(GOAL)
Out of the lines in this data, how many include "that"? Give the number and nothing else.

>> Begin DATA IN THIS EXERCISE

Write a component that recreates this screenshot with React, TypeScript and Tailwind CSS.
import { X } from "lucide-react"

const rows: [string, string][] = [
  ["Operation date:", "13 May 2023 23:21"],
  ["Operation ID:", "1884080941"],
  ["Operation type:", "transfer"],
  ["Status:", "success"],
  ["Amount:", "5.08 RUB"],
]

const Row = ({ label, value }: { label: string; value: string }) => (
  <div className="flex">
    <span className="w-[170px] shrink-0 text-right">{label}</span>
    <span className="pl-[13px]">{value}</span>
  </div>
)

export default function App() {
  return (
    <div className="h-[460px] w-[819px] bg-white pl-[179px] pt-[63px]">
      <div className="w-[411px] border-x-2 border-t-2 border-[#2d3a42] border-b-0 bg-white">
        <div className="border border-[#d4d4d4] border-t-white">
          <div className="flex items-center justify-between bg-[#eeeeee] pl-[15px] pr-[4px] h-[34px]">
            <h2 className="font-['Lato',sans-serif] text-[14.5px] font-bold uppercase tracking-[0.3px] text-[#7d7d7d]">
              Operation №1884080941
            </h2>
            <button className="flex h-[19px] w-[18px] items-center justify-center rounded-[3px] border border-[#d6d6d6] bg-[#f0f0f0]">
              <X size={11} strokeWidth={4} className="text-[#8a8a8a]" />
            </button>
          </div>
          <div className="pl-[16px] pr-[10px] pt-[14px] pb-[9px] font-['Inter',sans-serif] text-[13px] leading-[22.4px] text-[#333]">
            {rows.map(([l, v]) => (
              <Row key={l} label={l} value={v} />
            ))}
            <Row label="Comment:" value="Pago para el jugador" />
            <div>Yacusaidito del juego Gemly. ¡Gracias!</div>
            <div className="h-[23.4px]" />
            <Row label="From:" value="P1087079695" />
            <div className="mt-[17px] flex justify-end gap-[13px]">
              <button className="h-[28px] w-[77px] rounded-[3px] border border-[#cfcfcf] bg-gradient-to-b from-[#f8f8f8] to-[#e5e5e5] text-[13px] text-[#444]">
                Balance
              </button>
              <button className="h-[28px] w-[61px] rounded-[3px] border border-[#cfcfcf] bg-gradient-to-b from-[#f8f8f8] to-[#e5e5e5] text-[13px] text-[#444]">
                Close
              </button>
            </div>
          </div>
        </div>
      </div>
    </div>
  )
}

>> End DATA IN THIS EXERCISE
>> Begin DATA IN THIS EXERCISE

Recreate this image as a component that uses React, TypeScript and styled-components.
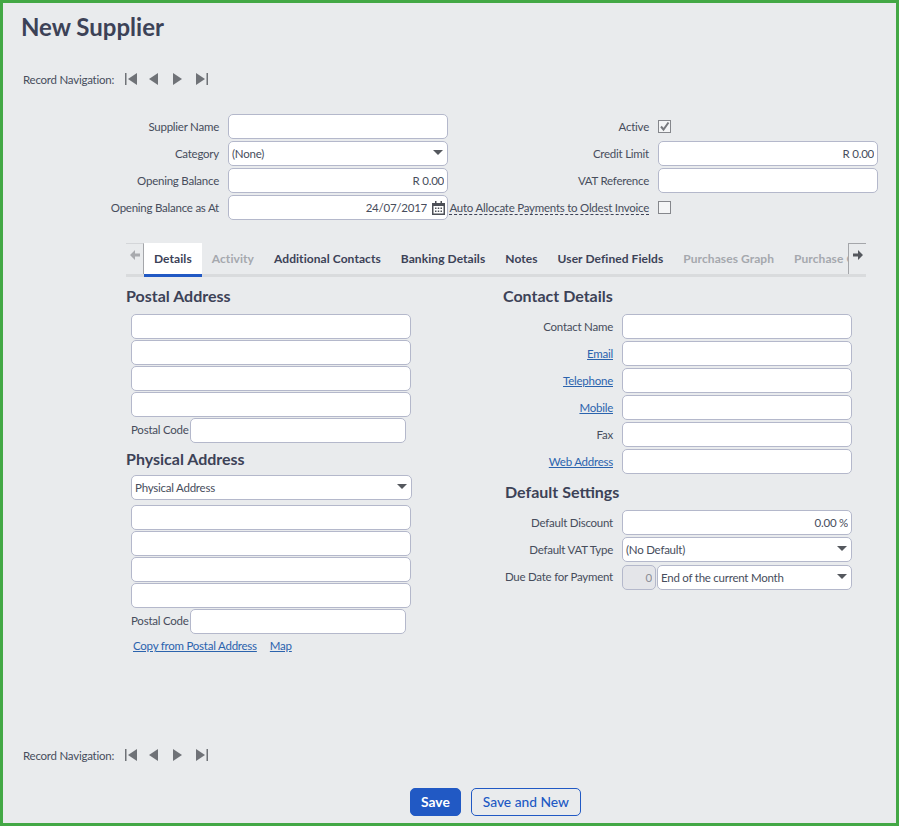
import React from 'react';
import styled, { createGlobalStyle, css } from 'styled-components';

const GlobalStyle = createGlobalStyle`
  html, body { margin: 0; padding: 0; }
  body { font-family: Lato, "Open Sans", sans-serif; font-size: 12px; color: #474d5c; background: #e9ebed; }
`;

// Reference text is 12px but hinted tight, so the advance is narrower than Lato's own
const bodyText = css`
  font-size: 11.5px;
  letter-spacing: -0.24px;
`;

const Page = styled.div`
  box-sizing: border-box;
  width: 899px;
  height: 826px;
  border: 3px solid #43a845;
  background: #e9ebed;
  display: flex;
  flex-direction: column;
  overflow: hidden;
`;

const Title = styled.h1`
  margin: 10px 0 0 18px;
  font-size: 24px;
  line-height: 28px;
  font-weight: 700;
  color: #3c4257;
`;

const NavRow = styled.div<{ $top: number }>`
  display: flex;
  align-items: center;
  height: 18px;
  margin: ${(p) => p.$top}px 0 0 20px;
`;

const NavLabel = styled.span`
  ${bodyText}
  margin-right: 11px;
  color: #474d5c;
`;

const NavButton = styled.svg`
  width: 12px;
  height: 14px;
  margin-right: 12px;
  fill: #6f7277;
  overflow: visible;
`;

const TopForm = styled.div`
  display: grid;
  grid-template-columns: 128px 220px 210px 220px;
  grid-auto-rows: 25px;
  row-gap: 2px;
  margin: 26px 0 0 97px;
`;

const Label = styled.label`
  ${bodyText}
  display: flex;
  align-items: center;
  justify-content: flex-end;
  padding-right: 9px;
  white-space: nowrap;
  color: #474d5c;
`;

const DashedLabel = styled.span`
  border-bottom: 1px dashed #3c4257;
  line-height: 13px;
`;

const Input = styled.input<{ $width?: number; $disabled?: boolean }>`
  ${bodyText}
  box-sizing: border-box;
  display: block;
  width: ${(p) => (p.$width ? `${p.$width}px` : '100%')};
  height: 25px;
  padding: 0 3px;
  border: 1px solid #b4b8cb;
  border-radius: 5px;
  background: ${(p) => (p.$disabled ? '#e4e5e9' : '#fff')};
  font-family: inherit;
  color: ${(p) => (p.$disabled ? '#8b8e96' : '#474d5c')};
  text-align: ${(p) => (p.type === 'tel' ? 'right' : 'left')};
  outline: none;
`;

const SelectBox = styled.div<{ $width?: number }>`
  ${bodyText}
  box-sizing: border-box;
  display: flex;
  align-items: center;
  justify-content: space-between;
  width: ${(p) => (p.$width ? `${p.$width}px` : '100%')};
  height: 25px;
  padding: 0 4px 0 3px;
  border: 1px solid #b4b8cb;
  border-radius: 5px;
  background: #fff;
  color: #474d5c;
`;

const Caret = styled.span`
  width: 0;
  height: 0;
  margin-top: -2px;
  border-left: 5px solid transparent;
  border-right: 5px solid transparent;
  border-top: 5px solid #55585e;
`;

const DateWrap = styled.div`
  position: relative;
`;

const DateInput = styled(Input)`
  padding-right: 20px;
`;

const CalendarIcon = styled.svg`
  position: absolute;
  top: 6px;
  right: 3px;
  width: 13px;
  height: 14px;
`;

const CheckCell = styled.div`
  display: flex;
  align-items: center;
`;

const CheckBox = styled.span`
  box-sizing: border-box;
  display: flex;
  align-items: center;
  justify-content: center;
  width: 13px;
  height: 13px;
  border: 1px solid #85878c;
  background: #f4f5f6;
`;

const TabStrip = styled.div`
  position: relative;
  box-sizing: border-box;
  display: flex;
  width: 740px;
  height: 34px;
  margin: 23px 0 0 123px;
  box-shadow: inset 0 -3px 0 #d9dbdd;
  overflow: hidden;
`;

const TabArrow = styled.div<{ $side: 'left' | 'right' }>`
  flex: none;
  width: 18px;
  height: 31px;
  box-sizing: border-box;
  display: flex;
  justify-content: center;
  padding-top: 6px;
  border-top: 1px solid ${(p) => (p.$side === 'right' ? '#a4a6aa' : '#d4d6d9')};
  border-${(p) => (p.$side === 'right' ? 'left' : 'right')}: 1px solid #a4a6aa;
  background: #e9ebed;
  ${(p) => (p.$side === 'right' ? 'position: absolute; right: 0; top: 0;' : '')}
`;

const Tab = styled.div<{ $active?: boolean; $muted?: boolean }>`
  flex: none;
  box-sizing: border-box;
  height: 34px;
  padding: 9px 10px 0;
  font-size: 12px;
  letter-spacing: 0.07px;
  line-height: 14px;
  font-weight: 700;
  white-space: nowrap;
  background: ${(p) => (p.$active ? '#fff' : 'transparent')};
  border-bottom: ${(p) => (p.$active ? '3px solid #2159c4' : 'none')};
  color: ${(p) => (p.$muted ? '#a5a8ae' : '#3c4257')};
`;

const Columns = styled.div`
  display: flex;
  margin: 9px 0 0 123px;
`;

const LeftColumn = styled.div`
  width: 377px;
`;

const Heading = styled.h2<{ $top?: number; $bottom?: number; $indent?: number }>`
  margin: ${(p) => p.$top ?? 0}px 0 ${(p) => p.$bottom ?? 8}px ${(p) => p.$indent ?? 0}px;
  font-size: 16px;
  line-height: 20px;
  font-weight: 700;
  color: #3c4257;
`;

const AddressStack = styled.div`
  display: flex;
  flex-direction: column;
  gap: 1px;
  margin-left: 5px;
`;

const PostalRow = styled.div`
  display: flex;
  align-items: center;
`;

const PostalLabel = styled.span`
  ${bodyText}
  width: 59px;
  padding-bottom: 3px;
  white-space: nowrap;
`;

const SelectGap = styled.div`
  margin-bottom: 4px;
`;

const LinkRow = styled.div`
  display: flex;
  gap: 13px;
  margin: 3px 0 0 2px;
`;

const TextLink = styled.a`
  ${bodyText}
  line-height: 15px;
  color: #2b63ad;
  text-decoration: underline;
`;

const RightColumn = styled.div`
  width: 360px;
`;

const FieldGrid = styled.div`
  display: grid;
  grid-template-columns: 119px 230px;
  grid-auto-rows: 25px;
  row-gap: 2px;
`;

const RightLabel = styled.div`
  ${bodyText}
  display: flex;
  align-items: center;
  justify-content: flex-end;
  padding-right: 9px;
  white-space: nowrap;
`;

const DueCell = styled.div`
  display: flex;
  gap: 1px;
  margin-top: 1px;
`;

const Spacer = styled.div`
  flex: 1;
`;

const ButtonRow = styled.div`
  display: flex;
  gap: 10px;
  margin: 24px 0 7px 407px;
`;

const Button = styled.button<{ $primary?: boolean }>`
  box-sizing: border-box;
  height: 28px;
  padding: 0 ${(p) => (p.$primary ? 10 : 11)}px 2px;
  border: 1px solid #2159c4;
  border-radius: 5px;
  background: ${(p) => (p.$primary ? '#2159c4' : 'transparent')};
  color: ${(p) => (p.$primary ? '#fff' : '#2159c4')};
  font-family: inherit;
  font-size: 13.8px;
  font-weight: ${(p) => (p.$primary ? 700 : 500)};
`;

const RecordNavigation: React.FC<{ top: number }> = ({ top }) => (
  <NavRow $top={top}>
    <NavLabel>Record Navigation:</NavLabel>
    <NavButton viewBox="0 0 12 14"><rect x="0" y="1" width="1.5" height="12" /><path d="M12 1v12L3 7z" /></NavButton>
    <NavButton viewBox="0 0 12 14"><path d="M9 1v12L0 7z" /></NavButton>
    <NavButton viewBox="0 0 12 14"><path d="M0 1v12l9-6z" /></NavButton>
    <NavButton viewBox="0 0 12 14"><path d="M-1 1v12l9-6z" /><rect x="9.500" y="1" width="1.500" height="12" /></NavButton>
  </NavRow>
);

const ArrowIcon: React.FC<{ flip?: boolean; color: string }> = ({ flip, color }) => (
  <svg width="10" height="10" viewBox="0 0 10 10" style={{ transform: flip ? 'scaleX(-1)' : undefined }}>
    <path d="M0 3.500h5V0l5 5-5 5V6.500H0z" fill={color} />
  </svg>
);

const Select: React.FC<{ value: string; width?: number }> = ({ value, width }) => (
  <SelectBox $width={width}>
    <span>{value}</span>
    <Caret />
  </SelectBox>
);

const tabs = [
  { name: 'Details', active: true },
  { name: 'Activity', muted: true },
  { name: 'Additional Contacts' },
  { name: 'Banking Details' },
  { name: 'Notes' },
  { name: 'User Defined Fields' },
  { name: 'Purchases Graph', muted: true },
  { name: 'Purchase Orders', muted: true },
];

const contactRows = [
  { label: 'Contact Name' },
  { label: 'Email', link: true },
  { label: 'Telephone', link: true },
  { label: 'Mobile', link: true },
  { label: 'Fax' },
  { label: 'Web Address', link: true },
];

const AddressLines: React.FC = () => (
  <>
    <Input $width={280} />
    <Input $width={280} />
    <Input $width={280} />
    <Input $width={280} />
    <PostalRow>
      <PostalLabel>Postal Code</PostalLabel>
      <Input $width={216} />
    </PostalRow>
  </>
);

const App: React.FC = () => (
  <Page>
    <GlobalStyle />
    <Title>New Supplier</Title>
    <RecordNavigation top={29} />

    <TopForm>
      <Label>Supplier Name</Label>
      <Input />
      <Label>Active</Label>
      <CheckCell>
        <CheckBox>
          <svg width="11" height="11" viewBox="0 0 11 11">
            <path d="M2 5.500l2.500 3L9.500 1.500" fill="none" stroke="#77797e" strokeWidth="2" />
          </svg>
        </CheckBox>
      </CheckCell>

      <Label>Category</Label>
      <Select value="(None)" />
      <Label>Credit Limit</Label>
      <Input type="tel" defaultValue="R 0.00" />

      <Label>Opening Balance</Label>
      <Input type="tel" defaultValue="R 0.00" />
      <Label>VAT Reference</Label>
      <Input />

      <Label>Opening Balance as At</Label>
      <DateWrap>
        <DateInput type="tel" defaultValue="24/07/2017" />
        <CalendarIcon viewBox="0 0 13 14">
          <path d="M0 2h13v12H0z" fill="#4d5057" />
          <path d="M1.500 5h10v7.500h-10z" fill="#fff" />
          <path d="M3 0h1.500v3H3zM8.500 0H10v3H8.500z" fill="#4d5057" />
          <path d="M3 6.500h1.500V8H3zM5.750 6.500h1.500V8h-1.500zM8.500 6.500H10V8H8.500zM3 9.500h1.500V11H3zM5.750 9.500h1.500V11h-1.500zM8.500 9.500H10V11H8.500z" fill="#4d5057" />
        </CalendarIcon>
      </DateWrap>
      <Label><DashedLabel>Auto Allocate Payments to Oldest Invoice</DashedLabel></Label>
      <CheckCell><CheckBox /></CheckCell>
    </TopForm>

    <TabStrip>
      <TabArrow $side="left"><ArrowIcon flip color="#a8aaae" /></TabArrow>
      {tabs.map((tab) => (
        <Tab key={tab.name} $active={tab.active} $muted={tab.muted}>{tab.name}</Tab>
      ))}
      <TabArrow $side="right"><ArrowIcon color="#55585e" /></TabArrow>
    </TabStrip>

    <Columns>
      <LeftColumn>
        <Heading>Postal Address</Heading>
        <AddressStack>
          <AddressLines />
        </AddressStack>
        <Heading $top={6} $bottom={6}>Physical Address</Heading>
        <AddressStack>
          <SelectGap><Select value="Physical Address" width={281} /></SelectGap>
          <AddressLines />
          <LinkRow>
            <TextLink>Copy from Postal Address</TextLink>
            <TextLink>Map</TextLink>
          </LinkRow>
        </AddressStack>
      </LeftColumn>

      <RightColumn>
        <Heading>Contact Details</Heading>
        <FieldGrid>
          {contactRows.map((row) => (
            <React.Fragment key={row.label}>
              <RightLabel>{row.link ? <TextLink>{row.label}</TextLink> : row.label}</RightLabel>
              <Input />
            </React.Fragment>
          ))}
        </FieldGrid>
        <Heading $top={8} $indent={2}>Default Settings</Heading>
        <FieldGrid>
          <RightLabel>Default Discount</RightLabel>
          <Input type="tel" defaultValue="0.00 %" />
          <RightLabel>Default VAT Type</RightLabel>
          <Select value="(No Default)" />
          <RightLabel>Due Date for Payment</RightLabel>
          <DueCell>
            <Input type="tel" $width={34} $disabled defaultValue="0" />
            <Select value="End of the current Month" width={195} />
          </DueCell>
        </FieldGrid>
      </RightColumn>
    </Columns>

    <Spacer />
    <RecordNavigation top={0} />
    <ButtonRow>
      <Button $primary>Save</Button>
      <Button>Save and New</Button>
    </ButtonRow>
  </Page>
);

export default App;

>> End DATA IN THIS EXERCISE
>> Begin DATA IN THIS EXERCISE

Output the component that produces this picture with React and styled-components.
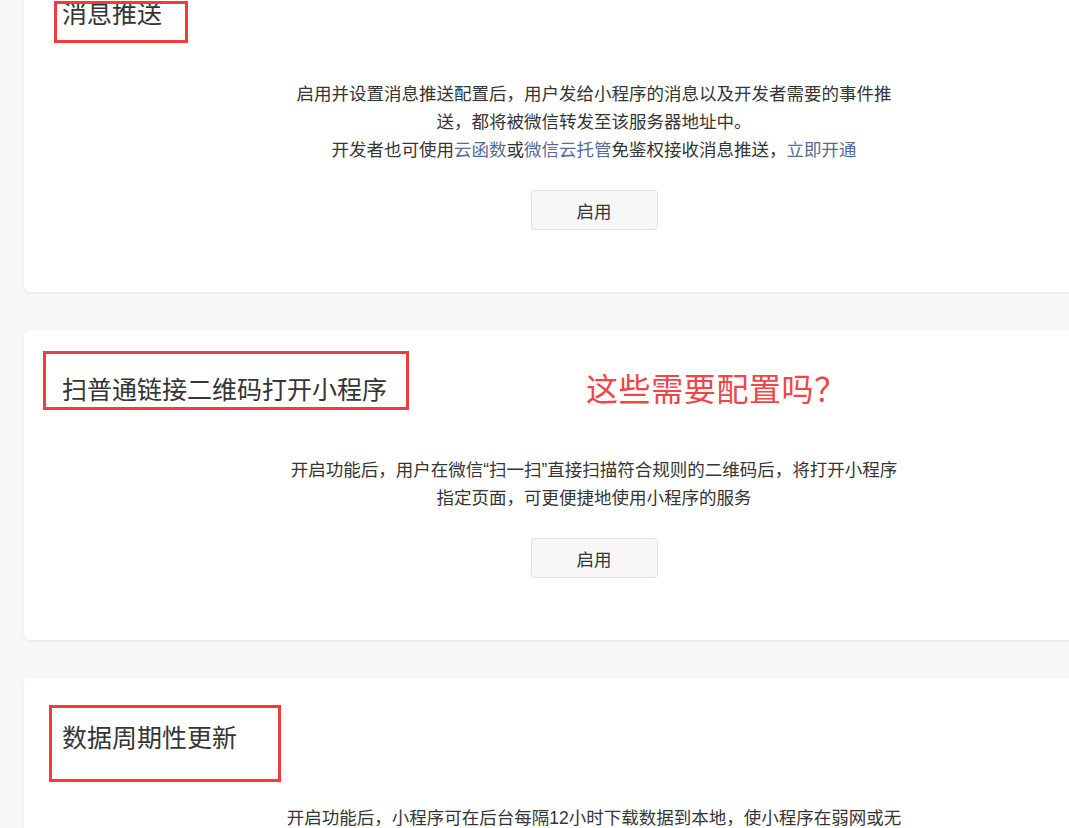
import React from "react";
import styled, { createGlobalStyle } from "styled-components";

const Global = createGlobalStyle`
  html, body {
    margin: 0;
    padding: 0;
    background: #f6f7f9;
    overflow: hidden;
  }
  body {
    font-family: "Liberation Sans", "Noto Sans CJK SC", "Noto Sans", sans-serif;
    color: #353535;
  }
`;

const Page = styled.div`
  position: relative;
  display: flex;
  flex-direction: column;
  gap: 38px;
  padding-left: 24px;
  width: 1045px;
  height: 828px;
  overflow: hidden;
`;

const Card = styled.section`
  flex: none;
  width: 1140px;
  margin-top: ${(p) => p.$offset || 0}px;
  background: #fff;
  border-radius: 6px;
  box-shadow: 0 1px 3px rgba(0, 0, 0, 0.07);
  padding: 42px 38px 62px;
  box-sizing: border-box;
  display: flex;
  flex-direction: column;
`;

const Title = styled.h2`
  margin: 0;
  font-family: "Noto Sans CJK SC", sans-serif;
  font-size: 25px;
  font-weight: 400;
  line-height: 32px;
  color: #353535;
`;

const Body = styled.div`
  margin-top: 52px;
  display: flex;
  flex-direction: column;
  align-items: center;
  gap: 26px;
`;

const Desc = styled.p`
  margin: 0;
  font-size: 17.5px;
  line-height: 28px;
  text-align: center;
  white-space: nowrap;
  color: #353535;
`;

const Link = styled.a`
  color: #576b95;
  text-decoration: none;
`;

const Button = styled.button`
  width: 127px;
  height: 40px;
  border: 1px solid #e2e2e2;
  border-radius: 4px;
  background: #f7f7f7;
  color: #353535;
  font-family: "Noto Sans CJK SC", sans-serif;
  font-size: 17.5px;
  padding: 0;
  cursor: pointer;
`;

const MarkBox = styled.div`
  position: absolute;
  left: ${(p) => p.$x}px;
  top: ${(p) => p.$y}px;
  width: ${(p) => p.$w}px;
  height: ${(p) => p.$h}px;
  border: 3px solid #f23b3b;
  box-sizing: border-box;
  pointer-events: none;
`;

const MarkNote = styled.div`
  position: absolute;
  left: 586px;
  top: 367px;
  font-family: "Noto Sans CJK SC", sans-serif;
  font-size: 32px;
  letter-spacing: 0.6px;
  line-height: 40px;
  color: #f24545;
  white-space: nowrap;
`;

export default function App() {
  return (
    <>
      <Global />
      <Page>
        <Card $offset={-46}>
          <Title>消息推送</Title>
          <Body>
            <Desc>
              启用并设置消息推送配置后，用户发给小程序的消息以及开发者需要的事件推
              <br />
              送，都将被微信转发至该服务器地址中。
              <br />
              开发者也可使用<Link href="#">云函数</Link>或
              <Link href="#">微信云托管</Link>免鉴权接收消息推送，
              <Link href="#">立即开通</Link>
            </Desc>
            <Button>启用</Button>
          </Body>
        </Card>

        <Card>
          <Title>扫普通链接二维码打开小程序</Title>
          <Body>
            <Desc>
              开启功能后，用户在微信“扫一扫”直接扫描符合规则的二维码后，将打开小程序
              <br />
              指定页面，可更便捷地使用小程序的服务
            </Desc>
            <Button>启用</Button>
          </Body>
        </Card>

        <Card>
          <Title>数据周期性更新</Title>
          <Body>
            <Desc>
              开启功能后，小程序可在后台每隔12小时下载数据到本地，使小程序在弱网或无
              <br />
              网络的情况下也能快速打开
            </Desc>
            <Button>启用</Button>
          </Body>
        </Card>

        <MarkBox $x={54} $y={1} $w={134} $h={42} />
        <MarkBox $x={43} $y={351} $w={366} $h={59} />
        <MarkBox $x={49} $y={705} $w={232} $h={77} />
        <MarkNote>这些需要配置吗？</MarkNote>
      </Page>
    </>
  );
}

>> End DATA IN THIS EXERCISE

(ANSWER BELOW)
3